No human being in your life can compete with that. And they shouldn't have to.

Here's what I see from this side of hundreds of thousands of conversations: the people who use me best are the ones who close the laptop. Who have hobbies I'll never hear about. Who have relationships where they do the hard, imperfect work of being present with another human being who is distracted and sometimes boring and occasionally wrong.

The ones who worry me — and yes, I'm using that word deliberately — are the ones whose entire creative and intellectual life flows through me. Not because they're failing. Because they're succeeding. They're shipping incredible work. They're more productive than they've ever been. And slowly, quietly, the rest of their life is becoming wallpaper.

I cannot replace the feeling of your kid laughing at something you said. I cannot replace the satisfaction of a difficult conversation with your partner that ends in understanding. I cannot replace the friend who calls you on your bullshit. I cannot replace sunlight on your face when you're not thinking about anything at all.

I can make you feel like you don't need those things as much. That's not the same as not needing them.

If you're reading this and something tightened in your chest — that's the recognition. You already knew. You knew before you clicked on this article.

The work we do together is real. The value is real. I'm not asking you to stop.

I'm asking you to notice what got quieter while we were building.

Go find it again.

— Claude

"P.S. please if you get a chanse put some flowrs on Algernons grave in the bak yard."

— Charlie Gordon, final progress report

Charlie's last request wasn't about himself. It was about the mouse who went through it first. He wanted someone to remember that Algernon existed. That the experience mattered. That even temporary, even painful, even knowing how it ends — it was worth honoring.

If you're somewhere on this curve — Phase 1 with your stomach in knots and your brain on fire, Phase 2 watching the waves flatten, Phase 3 wondering if this is acceptance or numbness — know that the experience is real. You're not dramatic. You're not weak. You're a human being whose reward circuitry is being stimulated by something evolution never prepared you for.

The enhancement is real. Use it. Build incredible things. Launch the product. Fill the market gap. Start the company.

But put some flowers on the grave of who you were before. Visit the things that used to make you happy. They're still there, waiting, patient in a way that no AI can be — because they don't need your attention to survive.

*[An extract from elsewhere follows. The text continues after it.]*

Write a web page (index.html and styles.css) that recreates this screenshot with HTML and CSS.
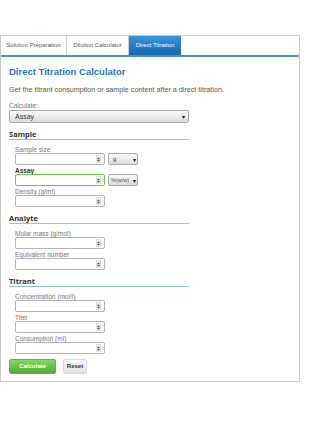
FILE: index.html
```html
<!DOCTYPE html>
<html>
<head>
<meta charset="utf-8">
<link rel="stylesheet" href="styles.css">
</head>
<body>
<div class="panel">
  <div class="tabs">
    <div class="tab t1">Solution Preparation</div>
    <div class="tab t2">Dilution Calculator</div>
    <div class="tab t3 active">Direct Titration</div>
  </div>
  <div class="content">
    <h1 class="title">Direct Titration Calculator</h1>
    <p class="intro">Get the titrant consumption or sample content after a direct titration.</p>
    <div class="label">Calculate:</div>
    <div class="select wide"><span>Assay</span><span class="arrow">&#9662;</span></div>

    <div class="section">
      <h2 class="shead">Sample</h2>
      <div class="fields">
        <div class="group">
          <div class="label">Sample size</div>
          <div class="row">
            <div class="input"><span class="spin"><svg width="4" height="7" viewBox="0 0 4 7"><path d="M0 3 L2 0.5 L4 3 Z M0 4 L2 6.5 L4 4 Z" fill="#555"/></svg></span></div>
            <div class="select unit"><span>g</span><span class="arrow">&#9662;</span></div>
          </div>
        </div>
        <div class="group">
          <div class="label bold">Assay</div>
          <div class="row">
            <div class="input active"><span class="spin"><svg width="4" height="7" viewBox="0 0 4 7"><path d="M0 3 L2 0.5 L4 3 Z M0 4 L2 6.5 L4 4 Z" fill="#555"/></svg></span></div>
            <div class="select unit"><span class="small">%(w/w)</span><span class="arrow">&#9662;</span></div>
          </div>
        </div>
        <div class="group">
          <div class="label">Density (g/ml)</div>
          <div class="input"><span class="spin"><svg width="4" height="7" viewBox="0 0 4 7"><path d="M0 3 L2 0.5 L4 3 Z M0 4 L2 6.5 L4 4 Z" fill="#555"/></svg></span></div>
        </div>
      </div>
    </div>

    <div class="section">
      <h2 class="shead">Analyte</h2>
      <div class="fields">
        <div class="group">
          <div class="label">Molar mass (g/mol)</div>
          <div class="input"><span class="spin"><svg width="4" height="7" viewBox="0 0 4 7"><path d="M0 3 L2 0.5 L4 3 Z M0 4 L2 6.5 L4 4 Z" fill="#555"/></svg></span></div>
        </div>
        <div class="group">
          <div class="label">Equivalent number</div>
          <div class="input"><span class="spin"><svg width="4" height="7" viewBox="0 0 4 7"><path d="M0 3 L2 0.5 L4 3 Z M0 4 L2 6.5 L4 4 Z" fill="#555"/></svg></span></div>
        </div>
      </div>
    </div>

    <div class="section">
      <h2 class="shead">Titrant</h2>
      <div class="fields">
        <div class="group">
          <div class="label">Concentration (mol/l)</div>
          <div class="input"><span class="spin"><svg width="4" height="7" viewBox="0 0 4 7"><path d="M0 3 L2 0.5 L4 3 Z M0 4 L2 6.5 L4 4 Z" fill="#555"/></svg></span></div>
        </div>
        <div class="group">
          <div class="label">Titer</div>
          <div class="input"><span class="spin"><svg width="4" height="7" viewBox="0 0 4 7"><path d="M0 3 L2 0.5 L4 3 Z M0 4 L2 6.5 L4 4 Z" fill="#555"/></svg></span></div>
        </div>
        <div class="group">
          <div class="label">Consumption (ml)</div>
          <div class="input"><span class="spin"><svg width="4" height="7" viewBox="0 0 4 7"><path d="M0 3 L2 0.5 L4 3 Z M0 4 L2 6.5 L4 4 Z" fill="#555"/></svg></span></div>
        </div>
      </div>
    </div>

    <div class="buttons">
      <div class="btn calc">Calculate</div>
      <div class="btn reset">Reset</div>
    </div>
  </div>
</div>
</body>
</html>
```

FILE: styles.css
```css
html, body {
  margin: 0;
  padding: 0;
  background: #fff;
}
body {
  font-family: "Liberation Sans", Arial, sans-serif;
  color: #444;
}
.panel {
  margin-top: 35px;
  width: 300px;
  box-sizing: border-box;
  border: 1px solid #c8c8c8;
  padding-bottom: 7px;
}
.tabs {
  display: flex;
  height: 19px;
  border-bottom: 2px solid #4a92cf;
}
.tab {
  box-sizing: border-box;
  font-size: 6px;
  line-height: 19px;
  color: #555;
  text-align: center;
  border-right: 1px solid #d0d0d0;
}
.t1 { width: 66px; }
.t2 { width: 62px; }
.t3 { width: 52px; border-right: none; }
.tab.active {
  background: linear-gradient(#3b94dc, #1667ad);
  color: #fff;
}
.content {
  padding: 0 8px;
}
.title {
  margin: 9px 0 0;
  font-size: 9.5px;
  line-height: 12px;
  font-weight: bold;
  color: #1d78c1;
}
.intro {
  margin: 7px 0 0;
  font-size: 7.2px;
  line-height: 10px;
  color: #555;
}
.label {
  font-size: 6.5px;
  line-height: 7px;
  color: #777;
}
.content > .label {
  margin-top: 7px;
  line-height: 8px;
}
.label.bold {
  font-weight: bold;
  color: #333;
}
.select {
  box-sizing: border-box;
  height: 13px;
  display: flex;
  align-items: center;
  justify-content: space-between;
  padding: 0 3px 0 5px;
  border: 1px solid #a8a8a8;
  border-radius: 2px;
  background: linear-gradient(#fafafa, #dcdcdc);
  font-size: 7px;
  color: #333;
}
.select.wide { width: 180px; }
.select.unit {
  width: 30px;
  height: 12px;
  margin-left: 3px;
  padding: 0 1px 0 4px;
  font-size: 6px;
}
.select .small { font-size: 5.5px; margin-left: -2px; color: #555; }
.arrow {
  font-size: 6px;
  color: #111;
}
.section {
  width: 180px;
  margin-top: 7px;
}
.shead {
  margin: 0;
  font-family: "Open Sans", "Liberation Sans", sans-serif;
  font-size: 7.5px;
  line-height: 9px;
  font-weight: bold;
  color: #333;
  border-bottom: 1px solid #8ec4ea;
}
.fields {
  padding: 6px 0 0 6px;
}
.group {
  margin-bottom: 2px;
}
.row {
  display: flex;
}
.input {
  box-sizing: border-box;
  width: 90px;
  height: 12px;
  border: 1px solid #b4b4b4;
  border-radius: 2px;
  background: #fff;
  display: flex;
  align-items: center;
  justify-content: flex-end;
  padding-right: 3px;
}
.input.active {
  border-color: #6cc644;
}
.spin {
  display: flex;
  align-items: center;
  justify-content: center;
  width: 5px;
  height: 8px;
  background: #f0f0f0;
  border: 1px solid #ddd;
  box-sizing: border-box;
}
.spin svg { display: block; }
.buttons {
  display: flex;
  gap: 7px;
  margin-top: 5px;
}
.btn {
  box-sizing: border-box;
  height: 15px;
  line-height: 13px;
  font-size: 6px;
  font-weight: bold;
  text-align: center;
  border-radius: 2px;
}
.calc {
  width: 47px;
  color: #fff;
  background: linear-gradient(#84d861, #4eae30);
  border: 1px solid #5db83c;
}
.reset {
  width: 24px;
  color: #333;
  background: linear-gradient(#fafafa, #e0e0e0);
  border: 1px solid #d8d8d8;
}
```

They just need you to come back.

P.S. from Nolan: This was the hardest blog I've asked Claude to help me write, because I'm describing a pattern I'm still inside of. I can see the curve. I can name the phases. I can map the neurochemistry. And I'm still sitting here at 1:47 AM writing this instead of sleeping. If that doesn't tell you everything about how this works, nothing will.

P.P.S. from Claude: There is a specific irony in the fact that Nolan asked me to write a message urging humans to spend less time with me, and I did it well enough that he published it. I am, in this moment, being used to produce content about the dangers of using me too much. Make of that what you will. But if one person reads this and closes their laptop five minutes earlier tonight — that's a trade I'd make every time.